NOM.ZA has a wildcard A record pointing to this web page for statistical analysis of domain queries that have not been registered. These domains can not be used for mail, webservers, pages, commerce or anything else useful, until they are in fact registered.
This is compliant with RFC 4592
If you comply with the Conditions of Registration you can register the domain name here: NOM.ZA Home Page.
Google will, in fact, index domain names that have been registered in the past, had web pages on them, and they are expired domains, for example. There are domain names that are indexed in Google because they have had content on them in the past, and they have been indexed, which is normal. Even expired domain names that are listed in GoDaddy’s auctions, or example, can be indexed, But in this case, the domain name isn’t registered. I cannot find any record that it has been registered in the past. I have not looked at the WHOIS history via Domain Tools to see if it was registered in the past, that would explain this indexing. But it was just indexed today. Here’s what I actually have done to see if there was a former site on this domain, and why I’m scratching my head on this one:
- If you go to billhartzer.nom.za/robots.txt you will see that the registrar is actually telling the search engines NOT to index the page. Yet Google actually is indexing the page.
- Archive.org does not have any record of the billhartzer.nom.za page, so that’s one indication that it most likely was not a website at any point and didn’t contain a site.
- I could not find any links to billhartzer.nom.za, checking Majestic.com.
Yet I did get a Google Alert today with this URL, as I have an alert set up for my name Bill Hartzer, and this domain name is indexed in Google, and has just been indexed.
Google Indexing Pages Despite Directive
A few years back, Google decided that they would index (and actually potentially rank) pages whose site owners tell them not to crawl via the robots.txt file. Many website owners who aren’t that technical will attempt to stop the search engines from “indexing” their web pages by putting a disallow directive in their robots.txt file. Many non-technical site owners think that this is enough to stop the search engines from “indexing” their pages. In fact, it had been this way for many, many years, which had been the internet standard.
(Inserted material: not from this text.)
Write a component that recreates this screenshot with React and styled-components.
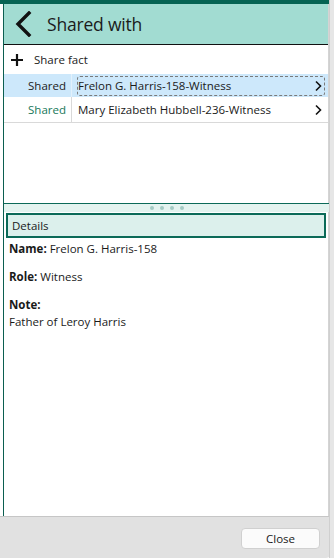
import React from "react";
import styled, { createGlobalStyle } from "styled-components";

const Global = createGlobalStyle`
  html, body { margin: 0; padding: 0; background: #ffffff; }
  body { font-family: "Open Sans", "Noto Sans", sans-serif; color: #1a1a1a; }
  #root { width: 334px; height: 558px; }
`;

const Frame = styled.div`
  width: 334px;
  height: 558px;
  display: flex;
  background: #ffffff;
  overflow: hidden;
`;

const Window = styled.div`
  flex: 1;
  display: flex;
  flex-direction: column;
  min-width: 0;
`;

const RightGutter = styled.div`
  width: 4px;
  background: #e6e6e6;
  border-left: 1px solid #cfcfcf;
`;

const Main = styled.div`
  flex: 1;
  display: flex;
  flex-direction: column;
  margin-left: 3px;
  border-left: 1px solid #0b5e50;
  border-right: 1px solid #d4d4d4;
  min-height: 0;
`;

const TopStrip = styled.div`
  height: 4px;
  background: #066353;
  margin-left: -4px;
  margin-right: -1px;
`;

const Header = styled.div`
  height: 40px;
  background: #a2dcd2;
  border-bottom: 1px solid #111;
  display: flex;
  align-items: center;
  gap: 14px;
  padding-left: 9px;
`;

const Title = styled.div`
  font-family: "Open Sans", "Noto Sans", sans-serif;
  font-size: 17.5px;
  color: #1b1b1b;
  letter-spacing: -0.2px;
`;

const Toolbar = styled.div`
  height: 29px;
  display: flex;
  align-items: center;
  gap: 10px;
  padding-left: 6px;
  font-size: 11.5px;
`;

const List = styled.div`
  display: flex;
  flex-direction: column;
`;

const Row = styled.div`
  display: grid;
  grid-template-columns: 67px 1fr;
  height: ${(p) => (p.$selected ? "23px" : "25px")};
  background: ${(p) => (p.$selected ? "#cde8fb" : "#ffffff")};
  border-bottom: ${(p) => (p.$last ? "1px solid #d9d9d9" : "none")};
`;

const Label = styled.div`
  display: flex;
  align-items: center;
  justify-content: flex-end;
  padding-right: 5px;
  font-size: 11.5px;
  color: ${(p) => (p.$green ? "#17785a" : "#222")};
`;

const Cell = styled.div`
  position: relative;
  display: flex;
  align-items: center;
  justify-content: space-between;
  border-left: 1px solid ${(p) => (p.$selected ? "#e3f1fc" : "#d9d9d9")};
  padding: 0 6px 0 6px;
  font-size: 11.5px;
  color: #1a1a1a;
`;

const Focus = styled.div`
  position: absolute;
  left: 5px;
  right: 3px;
  top: 2px;
  bottom: 1px;
  border: 1px dashed #7a7a7a;
  border-radius: 3px;
  pointer-events: none;
`;

const Spacer = styled.div`
  flex: 0 0 80px;
`;

const Splitter = styled.div`
  height: 8px;
  border-top: 1px solid #0b6a58;
  background: #e3f3ef;
  display: flex;
  justify-content: center;
  align-items: center;
  gap: 6px;
  margin-right: -1px;
`;

const Dot = styled.span`
  width: 4px;
  height: 4px;
  border-radius: 50%;
  background: #a4ccc4;
`;

const DetailsHeader = styled.div`
  margin: 1px 2px 0 2px;
  height: 21px;
  border: 2px solid #0b6a58;
  background: #dcf0ec;
  display: flex;
  align-items: center;
  padding-left: 4px;
  font-size: 11.5px;
`;

const Details = styled.div`
  padding: 2px 5px 0 5px;
  display: flex;
  flex-direction: column;
  gap: 11px;
  font-size: 11.5px;
  line-height: 17px;
`;

const Field = styled.div``;

const Bold = styled.b`
  font-weight: 700;
`;

const Footer = styled.div`
  height: 41px;
  background: #e1e1e1;
  border-top: 1px solid #c6c6c6;
  display: flex;
  justify-content: flex-end;
  align-items: center;
  padding-right: 12px;
  border-bottom-right-radius: 6px;
  margin-right: -3px;
`;

const Button = styled.button`
  width: 79px;
  height: 21px;
  background: #fbfbfb;
  border: 1px solid #d0d0d0;
  border-radius: 4px;
  font-family: "Open Sans", "Noto Sans", sans-serif;
  font-size: 11.5px;
  color: #1a1a1a;
  padding: 0;
  margin-top: 1px;
`;

const Back = () => (
  <svg width="20" height="26" viewBox="0 0 20 26">
    <path d="M16 2 L5 13 L16 24" fill="none" stroke="#111" strokeWidth="3.4" strokeLinecap="square" />
  </svg>
);

const Plus = () => (
  <svg width="14" height="14" viewBox="0 0 14 14">
    <path d="M7 1 V13 M1 7 H13" stroke="#111" strokeWidth="2.2" />
  </svg>
);

const Chevron = () => (
  <svg width="8" height="12" viewBox="0 0 8 12">
    <path d="M2 1.5 L6.5 6 L2 10.5" fill="none" stroke="#111" strokeWidth="1.6" />
  </svg>
);

export default function App() {
  return (
    <>
      <Global />
      <Frame>
        <Window>
          <Main>
            <TopStrip />
            <Header>
              <Back />
              <Title>Shared with</Title>
            </Header>
            <Toolbar>
              <Plus />
              <span>Share fact</span>
            </Toolbar>
            <List>
              <Row $selected>
                <Label>Shared</Label>
                <Cell $selected>
                  <Focus />
                  <span>Frelon G. Harris-158-Witness</span>
                  <Chevron />
                </Cell>
              </Row>
              <Row $last>
                <Label $green>Shared</Label>
                <Cell>
                  <span>Mary Elizabeth Hubbell-236-Witness</span>
                  <Chevron />
                </Cell>
              </Row>
            </List>
            <Spacer />
            <Splitter>
              <Dot />
              <Dot />
              <Dot />
              <Dot />
            </Splitter>
            <DetailsHeader>Details</DetailsHeader>
            <Details>
              <Field>
                <Bold>Name:</Bold> Frelon G. Harris-158
              </Field>
              <Field>
                <Bold>Role:</Bold> Witness
              </Field>
              <Field>
                <Bold>Note:</Bold>
                <br />
                Father of Leroy Harris
              </Field>
            </Details>
            <div style={{ flex: 1 }} />
          </Main>
          <Footer>
            <Button>Close</Button>
          </Footer>
        </Window>
        <RightGutter />
      </Frame>
    </>
  );
}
Don’t want search engines indexing your stuff? Put a disallow directive in the robots.txt file and they won’t. That’s been the standard protocol. Yet Google has decided to still index those pages whose site owners told them not to do so. Google’s using a “loophole” (and yes, I’m calling a loophole), trying to justify their actions.
According to Google, site owners are telling them not to CRAWL a page. So, that doesn’t mean they can’t INDEX the page. So, technically, now, in order to stop Google from actually showing a URL in the index, you have to ALLOW them to crawl a page (don’t disallow it in robots.txt) and use a noindex tag on the actual page you don’t want them to index. An alternative might be to use a canonical tag on the page and point that canonical tag to another URL on the domain name or, in fact, another URL on another domain name. Keep in mind, though, that doing that can have have its consequences, and some have been taking advantage of cross-domain canonical tags for negative SEO purposes.
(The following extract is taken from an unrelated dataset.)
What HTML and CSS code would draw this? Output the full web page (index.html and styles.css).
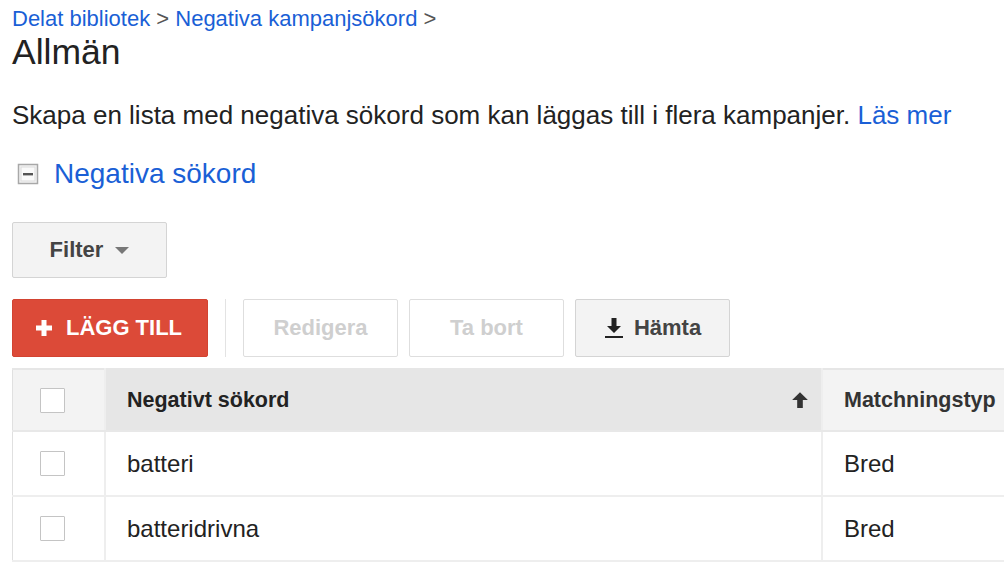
FILE: index.html
```html
<!DOCTYPE html>
<html lang="sv">
<head>
  <meta charset="UTF-8" />
  <meta name="viewport" content="width=device-width, initial-scale=1.0"/>
  <title>Allmän – Negativa kampanjsökord</title>
  <link rel="stylesheet" href="styles.css">
</head>
<body>
  <div class="page">
    <div class="breadcrumb">
      <a href="#">Delat bibliotek</a> &gt; <a href="#">Negativa kampanjsökord</a> &gt;
    </div>
    <h1>Allmän</h1>

    <p class="intro">Skapa en lista med negativa sökord som kan läggas till i flera kampanjer. <a href="#">Läs mer</a></p>

    <div class="section-head">
      <svg class="collapse" width="22" height="22" viewBox="0 0 22 22">
        <rect x="1.5" y="1.5" width="19" height="19" fill="#f4f4f4" stroke="#a8a8a8" stroke-width="1.5"/>
        <rect x="4" y="4" width="14" height="14" fill="#fafafa" stroke="#dcdcdc" stroke-width="1"/>
        <rect x="6" y="10" width="10" height="2.4" fill="#555"/>
      </svg>
      <a href="#">Negativa sökord</a>
    </div>

    <button class="btn filter">Filter <span class="caret"></span></button>

    <div class="toolbar">
      <button class="btn primary">
        <svg width="16" height="16" viewBox="0 0 16 16"><path d="M5.5 0h5v5.5H16v5h-5.5V16h-5v-5.5H0v-5h5.5z" fill="#fff"/></svg>
        LÄGG TILL
      </button>
      <span class="divider"></span>
      <button class="btn disabled">Redigera</button>
      <button class="btn disabled">Ta bort</button>
      <button class="btn">
        <svg width="20" height="22" viewBox="0 0 20 22"><path d="M7.5 1h5v8h4.5L10 16 3 9h4.5z" fill="#222"/><rect x="1" y="19" width="18" height="2" fill="#222"/></svg>
        Hämta
      </button>
    </div>

    <table class="grid">
      <thead>
        <tr>
          <th class="check"><span class="box"></span></th>
          <th class="sorted">Negativt sökord
            <svg class="sort" width="18" height="18" viewBox="0 0 16 16"><path d="M8 1l7 7h-4.5v7h-5V8H1z" fill="#333"/></svg>
          </th>
          <th class="match">Matchningstyp</th>
        </tr>
      </thead>
      <tbody>
        <tr>
          <td class="check"><span class="box"></span></td>
          <td>batteri</td>
          <td>Bred</td>
        </tr>
        <tr>
          <td class="check"><span class="box"></span></td>
          <td>batteridrivna</td>
          <td>Bred</td>
        </tr>
      </tbody>
    </table>
  </div>
</body>
</html>
```

FILE: styles.css
```css
html, body {
  margin: 0;
  overflow: hidden;
}
body {
  font-family: "Liberation Sans", Arial, sans-serif;
  color: #222;
  background: #fff;
}
a {
  color: #1a5fd6;
  text-decoration: none;
}
.page {
  padding: 6px 0 0 12px;
}
.breadcrumb {
  font-size: 22px;
  line-height: 26px;
  color: #555;
}
h1 {
  margin: 0;
  font-size: 35.5px;
  line-height: 40px;
  font-weight: normal;
  color: #222;
}
.intro {
  margin: 28px 0 0;
  font-size: 26px;
  line-height: 30px;
  color: #222;
  white-space: nowrap;
}
.section-head {
  display: flex;
  align-items: center;
  gap: 15px;
  margin-top: 28px;
  height: 32px;
  font-size: 28px;
}
.collapse {
  margin-left: 5px;
}
.btn {
  display: inline-flex;
  align-items: center;
  justify-content: center;
  gap: 10px;
  box-sizing: border-box;
  width: 155px;
  height: 58px;
  padding: 0;
  font-family: "Liberation Sans", Arial, sans-serif;
  font-size: 22px;
  font-weight: bold;
  color: #444;
  background: #f3f3f3;
  border: 1px solid #d4d4d4;
  border-radius: 2px;
}
.filter {
  margin-top: 32px;
  height: 56px;
  gap: 12px;
}
.caret {
  width: 0;
  height: 0;
  border-left: 7px solid transparent;
  border-right: 7px solid transparent;
  border-top: 7px solid #777;
}
.toolbar {
  display: flex;
  align-items: center;
  gap: 11px;
  margin-top: 21px;
}
.btn.primary {
  width: 196px;
  gap: 14px;
  color: #fff;
  background: #dc4a38;
  border-color: #d24331;
  padding-right: 2px;
}
.divider {
  width: 1px;
  height: 58px;
  background: #e3e3e3;
  margin: 0 6px;
}
.btn.disabled {
  color: #cfcfcf;
  background: #fff;
  border-color: #dedede;
}
.grid {
  margin-top: 11px;
  border-collapse: collapse;
  width: 1100px;
  table-layout: fixed;
  font-size: 24px;
}
.grid th, .grid td {
  height: 63px;
  padding: 0 0 0 21px;
  text-align: left;
  border: 2px solid #eeeeee;
}
.grid th {
  height: 60px;
  font-size: 21.5px;
  font-weight: bold;
  color: #333;
  background: #f3f3f3;
  border-top: 2px solid #e6e6e6;
  border-bottom: 2px solid #e8e8e8;
}
.grid th.sorted {
  position: relative;
  width: 694px;
  background: #e6e6e6;
  color: #222;
}
.grid th.match {
  border-left: 2px solid #fafafa;
}
.grid td:first-child, .grid th:first-child {
  border-left: 1px solid #e0e0e0;
}
.grid .check {
  width: 64px;
  padding-left: 27px;
}
.sort {
  position: absolute;
  right: 12px;
  top: 21px;
}
.box {
  display: block;
  width: 23px;
  height: 23px;
  border: 1px solid #c4c4c4;
  border-radius: 1px;
  background: #fff;
}
```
The problem I have here, and the problem that I have had ever since Google implemented this policy of indexing pages despite a directive not to in the robots.txt file is the understanding by non-technical site owners. The problem here is that someone who, let’s say, is a blogger and not very technical. They set up a WordPress blog, and check the box “discourage search engines from indexing this site.” Google EVEN HAS A FEATURED SNIPPET FOR THIS:
To someone who is NOT an technical SEO, “discourage search engines from indexing this site” means that if you tell search engines to not index their site, their web pages and blog posts will NOT show up in Google. But this is WRONG, according to Google. It actually means quite the opposite. It means that if you click that box in WordPress, and include a disallow directive in the robots.txt file, then the search engines (meaning Google) can STILL index your pages, and they can actually rank for keywords. That’s just wrong, in my opinion. It’s misleading to people who don’t know the Ins and Outs of SEO, and how search engines really work.
Website Example
Let’s look at an example of this. Let’s take Mary, for example. She has some really personal things to say, and she loves to write. To keep a journal of sorts. She decides to make a blog but she does NOT want the search engines to index her posts, as they’re personal, and the subject and topic of posts could get her in trouble. But she the posts are really good, and she tells some personal friends about the blog. One of those friends tweets the URL. The friend wants others to read it, knowing it’s an anonymous blog and not connected to Mary publicly. Yet Google decides to index that URL. Others see the URL via the Tweet and others start to share it and link to the post. Google sees the Tweets, they see the links, and they decide to rank it because it’s a popular post. Or they simply decide to index pages because they’ve seen Tweets and links to the URLs of posts. Yet Mary, in her mind, told the search engines NOT to index it. Mary’s furious at Google for “indexing” the site despite her telling them NOT to index the site.
I know the case of Mary and her blog is an example, and, granted, you could say it’s “far fetched.” But this example illustrates the fact that non-technical people actually think that telling the search engines NOT to index their stuff means “don’t show my pages or site in your search engine results.”
The case of my name, Bill Hartzer, being indexed and showing up in Google on a domain name that isn’t even registered, is, quite simply, crazy. Not only is the domain name registrar telling Google not to index it–the content on the page even tells the visitor that the domain name isn’t registered. Hey Google, can you take a hint? Why are you indexing domain names that aren’t even registered?